The current needed to blow those components apart is actually pretty small, way below what a mains fuse would pass.

NTC generally are for inrush suppression, a PTC will provide moderately fast fault protection by limiting current.

I assume this is an NTC.

I recommend buying a decent DVM and a new power supply.

I know you are not planning on repairing this, but even if you were an incorrectly repaired or badly designed/manufactured SMPS is a safety hazard.
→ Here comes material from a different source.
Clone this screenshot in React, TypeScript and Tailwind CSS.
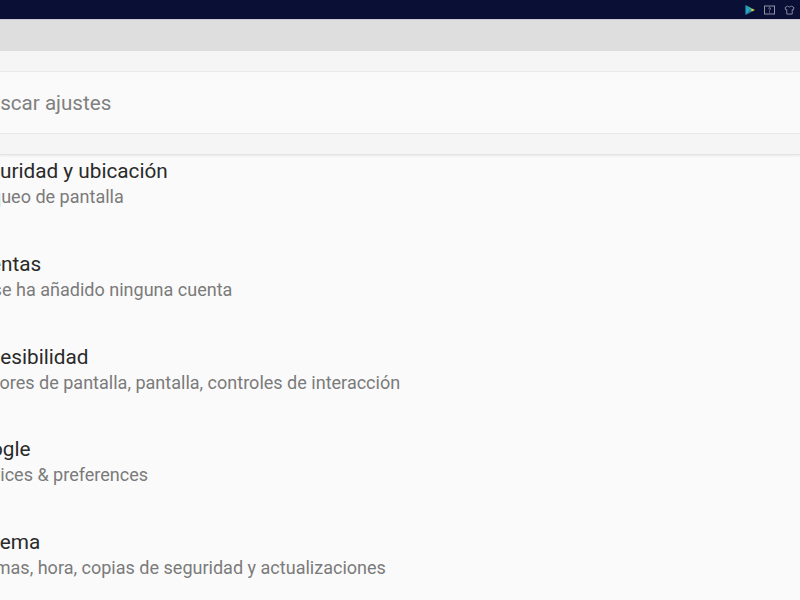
const settings = [
  { title: "Seguridad y ubicación", summary: "Bloqueo de pantalla" },
  { title: "Cuentas", summary: "No se ha añadido ninguna cuenta" },
  { title: "Accesibilidad", summary: "Lectores de pantalla, pantalla, controles de interacción" },
  { title: "Google", summary: "Services & preferences" },
  { title: "Sistema", summary: "Idiomas, hora, copias de seguridad y actualizaciones" },
];

function StatusIcons() {
  return (
    <div className="flex items-center gap-[9px] pr-[5px]">
      <svg width="10" height="10" viewBox="0 0 10 10">
        <path d="M0.5 0 L5.5 5 L0.5 10 Z" fill="#22a7c9" />
        <path d="M0.5 0 L7 3.5 L5.5 5 Z" fill="#3cc29a" />
        <path d="M0.5 10 L7 6.5 L5.5 5 Z" fill="#2f8fa8" />
        <path d="M7 3.5 L10 5 L7 6.5 L5.5 5 Z" fill="#d8c94a" />
      </svg>
      <svg width="11" height="10" viewBox="0 0 11 10" fill="none" stroke="#8f93a3" strokeWidth="1">
        <rect x="0.5" y="1" width="10" height="8" />
        <path d="M4.5 3.5 C4.5 2.5 6.5 2.5 6.5 3.5 C6.5 4.5 5.5 4.5 5.5 5.5 M5.5 6.5 V7.5" />
      </svg>
      <svg width="11" height="10" viewBox="0 0 12 11" fill="none" stroke="#8f93a3" strokeWidth="1">
        <path d="M4 1 L1 3 L2 5.5 L3 5 V10 H9 V5 L10 5.5 L11 3 L8 1 C7.5 2.5 4.5 2.5 4 1 Z" />
      </svg>
    </div>
  );
}

export default function App() {
  return (
    <div className="w-[800px] h-[600px] overflow-hidden bg-[#fafafa] font-['Roboto',sans-serif]">
      <div className="h-[20px] bg-[#0a0f36] border-b border-[#c9c9d2] flex items-center justify-end">
        <StatusIcons />
      </div>
      <div className="h-[31px] bg-[#dedede]" />
      <div className="bg-[#f5f5f5] pt-[20px] pb-[20px] border-b border-[#e4e4e4] shadow-[0_1px_2px_rgba(0,0,0,0.08)]">
        <div className="h-[63px] bg-[#fafafa] border-y border-[#e9e9e9] flex items-center">
          <span className="ml-[-24px] pt-[2px] text-[20.6px] text-[#808080] whitespace-nowrap">Buscar ajustes</span>
        </div>
      </div>
      <div className="ml-[-35px] pt-[3px] flex flex-col gap-[40.75px]">
        {settings.map((item) => (
          <div key={item.title} className="h-[52px] whitespace-nowrap">
            <div className="text-[20.75px] leading-[26px] text-[#2a2a2a]">{item.title}</div>
            <div className="text-[18.05px] leading-[26px] text-[#7b7b7b]">{item.summary}</div>
          </div>
        ))}
      </div>
    </div>
  );
}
Please buy one with a safety certification, usually CE / VDE certified supplies will be safe if the marking is not faked.
 
I had a look at the board pictures, and the supply looks like a poor implementation of an RCC design (ringing choke converter). It looks like there is no snubber to speak of on the drain/collector, which might result in a tendency to explode violently. The worst thing you can do to an SMPS (except for shorting the output) is turn it on, so if there is a significant weakness in the design, that would be the time for it to manifest itself. Poor design, cheap parts - trouble... If the design is a ringing choke and using a mosfet, a single pull-down transistor would cause non-optimal turn-off for the mosfet, a recipe for disaster. I use a pnp/npn "bisexual SCR" in my RCC designs using power mosfets, so that the gate gets pulled down quickly and cleanly.
 
Here the RETAIL price for a cell phone charger starts at about 80 cents, which means the maker is lucky to get 50 cents.
12V/1A supplies, $1.20 upwards, retail, with flying leads.
12V/2A in metal case, decent parts are $3.50 and up.
The cheapest ones use a single MJE13001 transistor and some sort of Zener, there is no opto coupler, and a 2 Watt or so series resistor, as fuse, current limiter and so on.
Welcome to the El Cheapo world.

I can see you reeling in shock...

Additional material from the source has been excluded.